Faulty unmounts can quickly lead to disaster with SD cards and USB sticks. Magic Rescue can get your data back.

Flash memory media have largely replaced CDs and DVDs; yet, the popular USB sticks and SD cards have their disadvantages. If you remove them from the computer without first unmounting them cleanly, you often get inconsistencies that make the data unreadable. With Linux and the Magic Rescue tool, however, you can rescue your data in many cases.

Magic Numbers

Unlike many conventional tools, Magic Rescue [1] doesn't depend on the mapping tables of the filesystem to do its work. Instead, it uses "magic numbers" of the different file types. The software can do its job even when partitions have corrupted file allocation tables that can no longer be reconstructed with any certainty.

The so-called magic numbers that Magic Rescue uses for data reconstruction exist in almost all files in the header data before the payload data and labels. These magic numbers are in a standardized format for each file type.

Most applications identify the data type from the magic number to decide if they can even open the file or support its file type, something that works despite the filename extension.

How It Works

Magic Rescue can thus help in cases where the damaged partition is corrupted and cannot be directly accessed on the storage media.

The software reads all sectors of a block device and compares the data with the magic numbers of the searched file types. If it finds matches, it copies the relevant sector and its continuing sectors to another storage media and reconstructs the files.

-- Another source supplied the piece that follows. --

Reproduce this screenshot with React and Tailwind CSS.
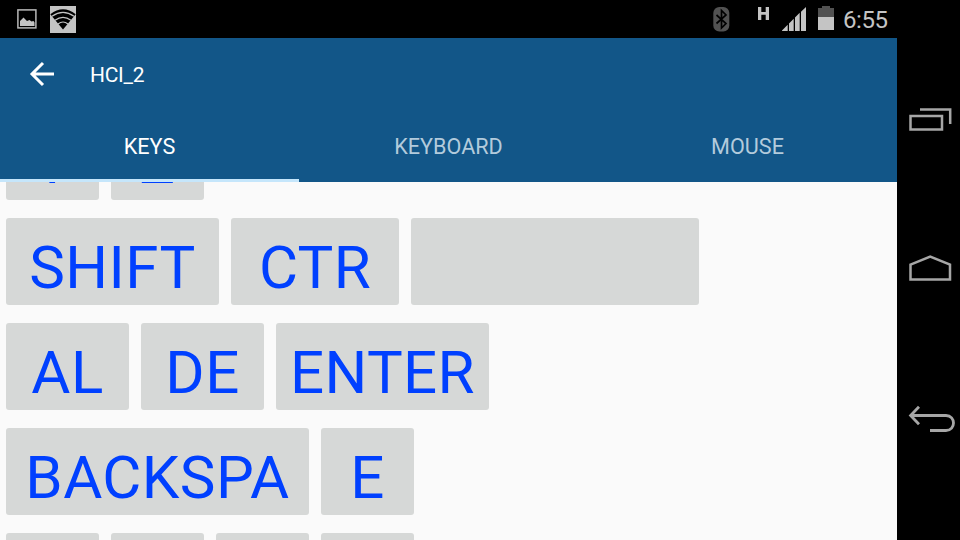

Magic Rescue supports a variety of file types that range from AVI files through MP3 audio to Zip archives. The software can also integrate metadata in the scan. Thus you can scan JPEG files that have Exif metadata from a digital camera just as easily as JPEG files without the metadata.

Magic Rescue extracts so-called "recipes" from the file format types that serve as templates and parameters for command entries in the terminal. In Ubuntu, these restorative recipes are likely in the magicrescue/recipes/ directory under /usr/share/ . Because recipes are simple text files, you can create new ones with a simple text editor (Figure 1).

Figure 1: A simple recipe for reconstructing PNG files.